C'est ce sentiment d'altruisme et de camaraderie qui aide Jacques, Jean Carrel et leurs collègues à dépasser le traumatisme de l'évènement. Avec leur aide, dans les mois qui suivent la catastrophe, le PAM livre 127 000 tonnes d'aide alimentaire et fournit un soutien nutritionnel et une assistance en espèces à plus de 4 millions d'Haïtiens.
« Le tremblement de terre nous a rapprochés », dit Jacques Elie, « plus que jamais. » Il ajoute : « Dans les pires moments, comme le dit le vieux dicton haïtien, « plus il y a de mains, plus le fardeau est léger ».
« On s'est soutenus les uns les autres. Le siège ainsi que la direction du Bureau d'Haïti ont été très prévenants, et nous étions désireux de fournir nos meilleurs efforts en retour. Nous avions tous les moyens à notre disposition pour mener à bien notre mission dans la bonne humeur. »

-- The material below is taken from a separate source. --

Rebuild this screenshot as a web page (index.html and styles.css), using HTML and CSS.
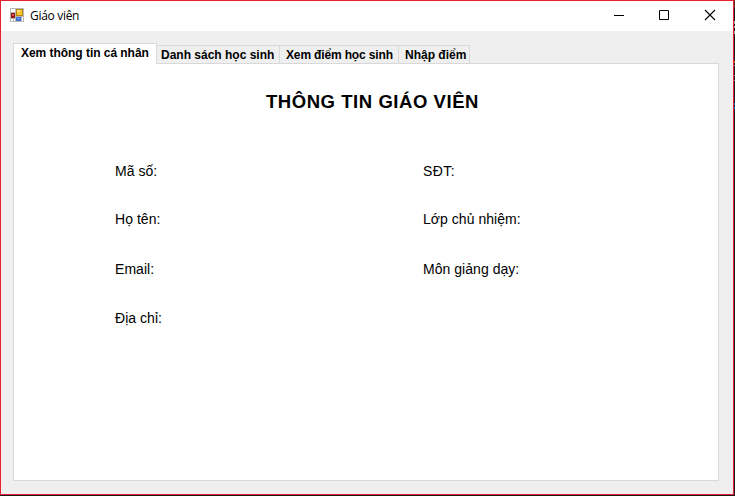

Jacques reste inébranlablement convaincu que le meilleur reste à venir pour le peuple haïtien. Ses idéaux continueront de guider son travail, dit-il. Jacques exhorte ses collègues et tous les travailleurs humanitaires à persévérer dans leur soutien aux communautés haïtiennes et aux nombreuses autres populations qui connaissent des difficultés dans le monde entier.
« Nous travaillons pour des gens que nous ne connaissons pas personnellement et que nous ne rencontrerons peut-être jamais de toute notre vie » dit Jacques. « La seule façon d'être récompensé est de faire ce travail avec dévouement, de toujours rechercher l'aspect positif de chaque chose et de nous assurer que nous remplissons consciencieusement nos fonctions. La récompense est peut-être invisible, mais nos efforts peuvent changer des vies pour des générations. »
Aujourd'hui, une crise économique et sociale prolongée pose d'énormes défis au peuple haïtien. Durement touchées par la hausse des prix et la baisse de la production agricole, 3,7 millions de personnes, soit un haïtien sur trois, ont besoin d'une aide d'urgence. Le PAM renforce son opération en Haïti pour fournir une aide alimentaire d'urgence à 700 000 Haïtiens parmi les plus vulnérables sur une période de huit mois, et lance un appel urgent de 57 millions de dollars pour éviter que la situation ne s'aggrave.